The 40 Largest Marketers’ Tax Rates Averaged 21% Over Past Three Years. To assess the degree to which changes might impact marketers, we looked at the same group of forty companies – including those which generated revenue in China and those which did not – and assessed metrics including their pre-tax income, provisions for income taxes (meaning: the accounting-based estimates for taxes associated with a given period’s activity) and cash taxes paid (meaning: the actual amount of tax paid to authorities around the world). Over the past three years, this group of companies produced taxable income averaging $430 billion, or 10% of revenue each year. Taxes payable on this amount equated to 21% on both an accrued basis and on a cash paid basis.
Corporate Taxes Could Rise Around the World. Put differently, from our analysis we can say that the world’s forty largest marketers saw no meaningful difference in the taxes paid vs. what they reported, at least on average. From a policy-making perspective, the bigger question is whether or not 21% is the right level of tax, including federal and sub-federal levels of taxation.
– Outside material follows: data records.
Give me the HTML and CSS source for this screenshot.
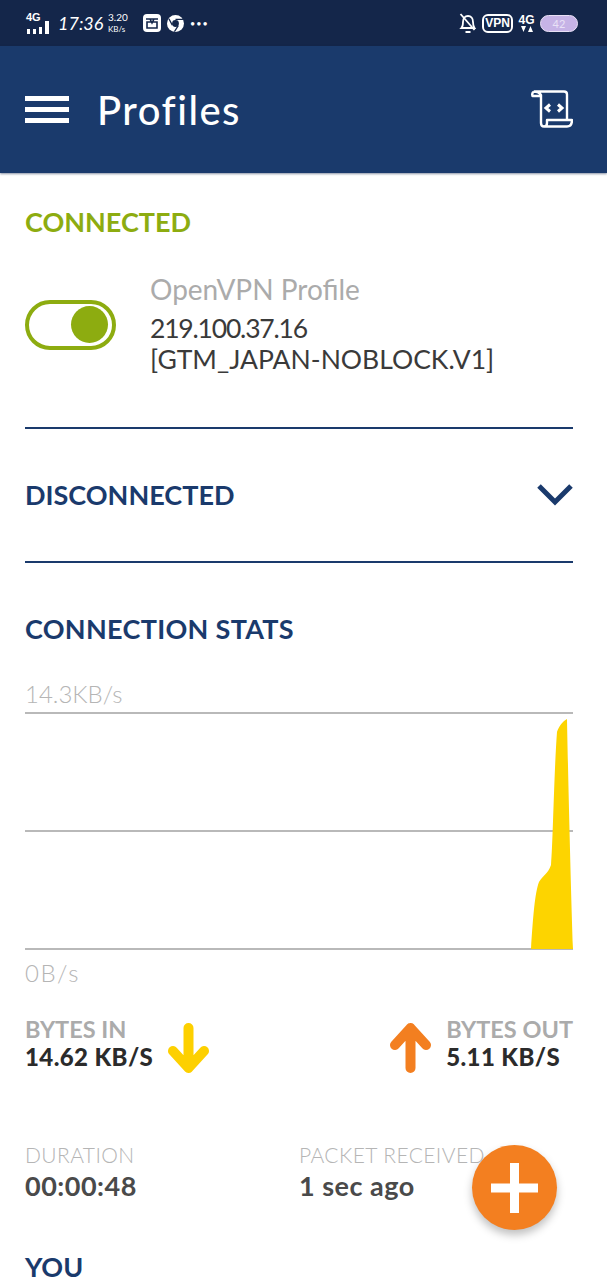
FILE: index.html
```html
<!DOCTYPE html>
<html>
<head>
    <title>Profiles</title>
    <link rel="stylesheet" href="styles.css">
</head>
<body>
    <div class="status-bar">
        <div class="status-left">
            <div class="signal">
                <span class="signal-label">4G</span>
                <svg width="24" height="13" viewBox="0 0 24 13"><path fill="#fff" d="M0 8h3v5H0zM6 8h3v5H6zM12 6h3v7h-3zM18 0h4v13h-4z"/></svg>
            </div>
            <span class="clock">17:36</span>
            <div class="speed"><span>3.20</span><span class="speed-unit">KB/s</span></div>
            <svg class="mail-icon" width="18" height="18" viewBox="0 0 18 18"><rect width="18" height="18" rx="4" fill="#fff"/><path d="M3 5h12M4 8h10v6H4zM7 5l2 4 2-4" fill="none" stroke="#14264a" stroke-width="1.6"/></svg>
            <svg class="chrome-icon" width="17" height="17" viewBox="0 0 16 16"><circle cx="8" cy="8" r="8" fill="#fff"/><circle cx="8" cy="8" r="3.2" fill="#14264a"/><path d="M8 4.2h7M5 9.5 1.8 3.5M10.6 10 7 15.6" stroke="#14264a" stroke-width="1.2"/></svg>
            <span class="dots">•••</span>
        </div>
        <div class="status-right">
            <svg width="19" height="22" viewBox="0 0 18 22"><path d="M3 16c1.500-1.500 1.500-3 1.500-6 0-3.500 2-6 5-6s5 2.500 5 6c0 3 .5 4.500 1.500 6zM7 20h5" fill="none" stroke="#fff" stroke-width="1.800"/><path d="M2 2l14 16" stroke="#fff" stroke-width="1.800"/></svg>
            <span class="vpn-badge">VPN</span>
            <div class="net">
                <span class="net-label">4G</span>
                <svg width="12" height="6" viewBox="0 0 12 6"><path fill="#fff" d="M0 0h5L2.500 6zM7 6h5L9.500 0z"/></svg>
            </div>
            <div class="battery"><span>42</span></div>
        </div>
    </div>

    <header class="app-bar">
        <div class="menu-icon"><span></span><span></span><span></span></div>
        <h1 class="app-title">Profiles</h1>
        <svg class="log-icon" width="42" height="38" viewBox="0 0 42 38">
            <path d="M3 1.500H33Q36 1.500 36 4.500V30M3 1.500Q8 1.500 10 5V33Q10 36.500 13 36.500H36Q41 36.500 41 30H16V33Q16 36.500 13 36.500M3 1.500Q.5 3 1.500 6H10" fill="none" stroke="#fff" stroke-width="2.400" stroke-linejoin="round"/>
            <path d="M19 14.500l-4 3.500 4 3.500M27 14.500l4 3.500-4 3.500" fill="none" stroke="#fff" stroke-width="3"/>
        </svg>
    </header>

    <main class="content">
        <section class="connected-section">
            <h2 class="section-title green">CONNECTED</h2>
            <div class="profile-row">
                <div class="toggle"><span class="toggle-knob"></span></div>
                <div class="profile-info">
                    <div class="profile-name">OpenVPN Profile</div>
                    <div class="profile-server"><span class="profile-ip">219.100.37.16</span><br>[GTM_JAPAN-NOBLOCK.V1]</div>
                </div>
            </div>
        </section>

        <section class="disconnected-section">
            <h2 class="section-title">DISCONNECTED</h2>
            <svg width="36" height="24" viewBox="0 0 36 24"><path d="M2 3l16 16L34 3" fill="none" stroke="#1a3a6c" stroke-width="5"/></svg>
        </section>

        <section class="stats-section">
            <h2 class="section-title stats-title">CONNECTION STATS</h2>
            <div class="chart-label top-label">14.3KB/s</div>
            <svg class="chart" width="548" height="238" viewBox="0 0 548 238">
                <path d="M0 1h548M0 119h548M0 237h548" stroke="#a3a3a3" stroke-width="1.300" fill="none"/>
                <path d="M506 237C508 205 510 180 514 170C518 163 523 162 526 153C528 130 529 60 532 20C534 14 538 9 542 7C543 60 546 180 548 237Z" fill="#fdd400"/>
            </svg>
            <div class="chart-label bottom-label">0B/s</div>

            <div class="bytes-row">
                <div class="bytes-item">
                    <div>
                        <div class="bytes-label">BYTES IN</div>
                        <div class="bytes-value">14.62 KB/S</div>
                    </div>
                    <svg class="bytes-arrow" width="41" height="50" viewBox="0 0 41 50"><path d="M20.500 5v40M5 28l15.500 17L36 28" fill="none" stroke="#fdd000" stroke-width="10" stroke-linecap="round" stroke-linejoin="round"/></svg>
                </div>
                <div class="bytes-item">
                    <svg class="bytes-arrow" width="41" height="50" viewBox="0 0 41 50"><path d="M20.500 45V5M5 22 20.500 5 36 22" fill="none" stroke="#f37f20" stroke-width="10" stroke-linecap="round" stroke-linejoin="round"/></svg>
                    <div>
                        <div class="bytes-label">BYTES OUT</div>
                        <div class="bytes-value">5.11 KB/S</div>
                    </div>
                </div>
            </div>

            <div class="info-row">
                <div class="info-item">
                    <div class="info-label">DURATION</div>
                    <div class="info-value">00:00:48</div>
                </div>
                <div class="info-item">
                    <div class="info-label">PACKET RECEIVED</div>
                    <div class="info-value">1 sec ago</div>
                </div>
            </div>

            <h2 class="section-title you-title">YOU</h2>
        </section>
    </main>

    <button class="add-button">
        <svg width="47" height="50" viewBox="0 0 47 50"><path d="M23.500 0v50M0 25h47" stroke="#fff" stroke-width="9"/></svg>
    </button>
</body>
</html>
```

FILE: styles.css
```css
html, body {
    height: 1280px;
    overflow: hidden;
}

body {
    margin: 0;
    position: relative;
    background-color: #FFF;
    font-family: "Lato", "Open Sans", sans-serif;
}

.status-bar {
    height: 46px;
    background-color: #14264A;
    color: #FFF;
    display: flex;
    justify-content: space-between;
    align-items: center;
    padding: 0 29px 0 26px;
    box-sizing: border-box;
}

.status-left,
.status-right {
    display: flex;
    align-items: center;
}

.signal {
    display: flex;
    flex-direction: column;
    width: 26px;
    height: 22px;
    position: relative;
}

.signal-label {
    font: bold 11px/10px "Liberation Sans", sans-serif;
}

.signal svg {
    position: absolute;
    left: 1px;
    top: 9px;
}

.clock {
    font: italic 400 18px "Lato", sans-serif;
    margin-left: 6px;
    width: 44px;
    white-space: nowrap;
}

.speed {
    display: flex;
    flex-direction: column;
    font: 10px/12px "Lato", sans-serif;
    margin-left: 6px;
    width: 30px;
}

.speed-unit {
    font-size: 8px;
}

.mail-icon {
    margin-left: 5px;
}

.chrome-icon {
    margin-left: 6px;
}

.dots {
    font-size: 9px;
    letter-spacing: 1px;
    margin-left: 6px;
}

.status-right {
    gap: 5px;
}

.vpn-badge {
    border: 2px solid #FFF;
    border-radius: 6px;
    font: bold 12px/15px "Liberation Sans", sans-serif;
    width: 27px;
    text-align: center;
}

.net {
    display: flex;
    flex-direction: column;
    align-items: center;
    width: 17px;
    font: bold 12px/12px "Liberation Sans", sans-serif;
}

.battery {
    width: 36px;
    height: 15px;
    border: 1px solid #E8E0F5;
    border-radius: 9px;
    background-color: #C6B3E6;
    color: #E9E2F6;
    font-size: 11px;
    line-height: 15px;
    text-align: center;
}

.app-bar {
    height: 127px;
    background-color: #1A3A6C;
    color: #FFF;
    display: flex;
    align-items: center;
    padding: 0 34px 0 25px;
    box-shadow: 0 1px 2px rgba(20, 38, 74, 0.5);
    position: relative;
}

.menu-icon {
    width: 44px;
    display: flex;
    flex-direction: column;
    gap: 6px;
}

.menu-icon span {
    height: 5px;
    background-color: #FFF;
}

.app-title {
    font-size: 40px;
    font-weight: 500;
    letter-spacing: 1.500px;
    margin: 0 0 0 28px;
    flex: 1;
}

.log-icon {
    margin-top: -1px;
}

.content {
    padding: 0 34px 0 25px;
}

.section-title {
    font-size: 27px;
    line-height: 30px;
    font-weight: 700;
    color: #1A3A6C;
    margin: 0;
}

.stats-title {
    letter-spacing: .3px;
}

.green {
    color: #8DAC10;
}

.connected-section {
    padding-top: 34px;
    box-sizing: border-box;
    border-bottom: 2px solid #1A3A6C;
    height: 256px;
}

.profile-row {
    display: flex;
    align-items: center;
    margin-top: 35px;
}

.toggle {
    width: 91px;
    height: 50px;
    margin-top: 2px;
    box-sizing: border-box;
    border: 4px solid #8DAC10;
    border-radius: 25px;
    display: flex;
    align-items: center;
    justify-content: flex-end;
    padding-right: 4px;
}

.toggle-knob {
    width: 37px;
    height: 37px;
    border-radius: 50%;
    background-color: #8DAC10;
}

.profile-info {
    margin-left: 34px;
}

.profile-name {
    font-size: 28px;
    line-height: 34px;
    color: #ABABAB;
}

.profile-server {
    font-size: 26.500px;
    line-height: 31px;
    color: #3A3A3A;
    margin-top: 7px;
    white-space: nowrap;
}

.profile-ip {
    letter-spacing: -1.200px;
}

.disconnected-section {
    height: 134px;
    box-sizing: border-box;
    border-bottom: 2px solid #1A3A6C;
    display: flex;
    justify-content: space-between;
    align-items: center;
}

.stats-section {
    padding-top: 51px;
}

.chart-label {
    font-size: 24px;
    line-height: 26px;
    color: #B5B5B5;
    font-weight: 300;
}

.top-label {
    margin-top: 37px;
}

.chart {
    display: block;
    margin-top: 5px;
}

.bottom-label {
    margin-top: 10px;
    letter-spacing: 1.500px;
}

.bytes-row {
    display: flex;
    justify-content: space-between;
    margin-top: 29px;
}

.bytes-item {
    display: flex;
    align-items: flex-start;
    gap: 15px;
}

.bytes-arrow {
    margin-top: 8px;
}

.bytes-label {
    font-size: 23.500px;
    line-height: 28px;
    font-weight: 700;
    color: #ABABAB;
}

.bytes-value {
    font-size: 24px;
    line-height: 28px;
    font-weight: 900;
    letter-spacing: .4px;
    color: #2B2B2B;
}

.info-row {
    display: flex;
    margin-top: 68px;
}

.info-item {
    width: 274px;
}

.info-label {
    font-size: 21px;
    line-height: 28px;
    font-weight: 300;
    letter-spacing: .4px;
    color: #B5B5B5;
}

.info-value {
    font-size: 27px;
    line-height: 33px;
    font-weight: 700;
    letter-spacing: .5px;
    color: #4A4A4A;
}

.you-title {
    margin-top: 50px;
}

.add-button {
    position: absolute;
    left: 472px;
    top: 1145px;
    width: 85px;
    height: 85px;
    border: none;
    border-radius: 50%;
    background-color: #F37F20;
    box-shadow: 0 5px 8px rgba(0, 0, 0, 0.25);
    display: flex;
    align-items: center;
    justify-content: center;
    padding: 0;
}
```
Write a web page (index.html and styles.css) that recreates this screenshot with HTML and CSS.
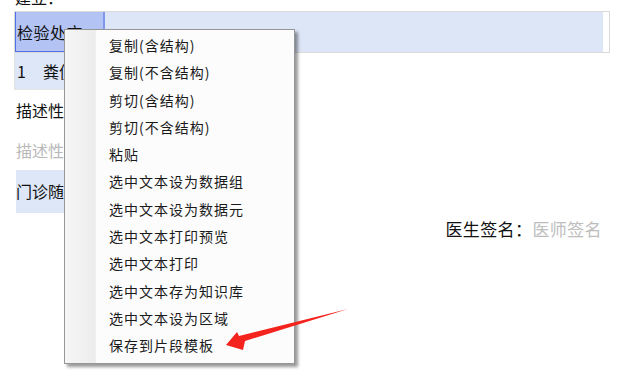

To the extent that a global minimum of 21% became a global minimum – which the US reportedly supports, according to the Financial Times, and which is well above levels such as Ireland’s 12.5% headline rate of tax, for example – it would suggest taxes would rise to some degree for all companies.
Higher Taxes Won’t Necessarily Impact Ad Budgets. Would a tax increase impact advertising budgets for large brand owners? Not likely, at least in a direct way. Lower levels of profitability for companies won’t likely cause them to reduce budgets to make up the difference. We have observed that advertising spending tends to be budgeted as a percentage of revenues. Shifts up or down from a given level is typically a function of the competitive environment in which a marketer exists, with unstable oligopolies positioned to see increases in spending and stable oligopolies more likely to see limited change.
How Tax Proceeds Are Used In Support of Marketer Goals Likely More Critical For Sector. The bigger impact for marketers from changes in tax policies will ultimately be the degree to which higher taxes are put to use in supporting the wider range of issues that marketers care about as corporate participants in society, such as the degree to which spending on education might lead to more productive workers or improved infrastructure or the degree to which tax proceeds are ultimately used to drive consumer spending.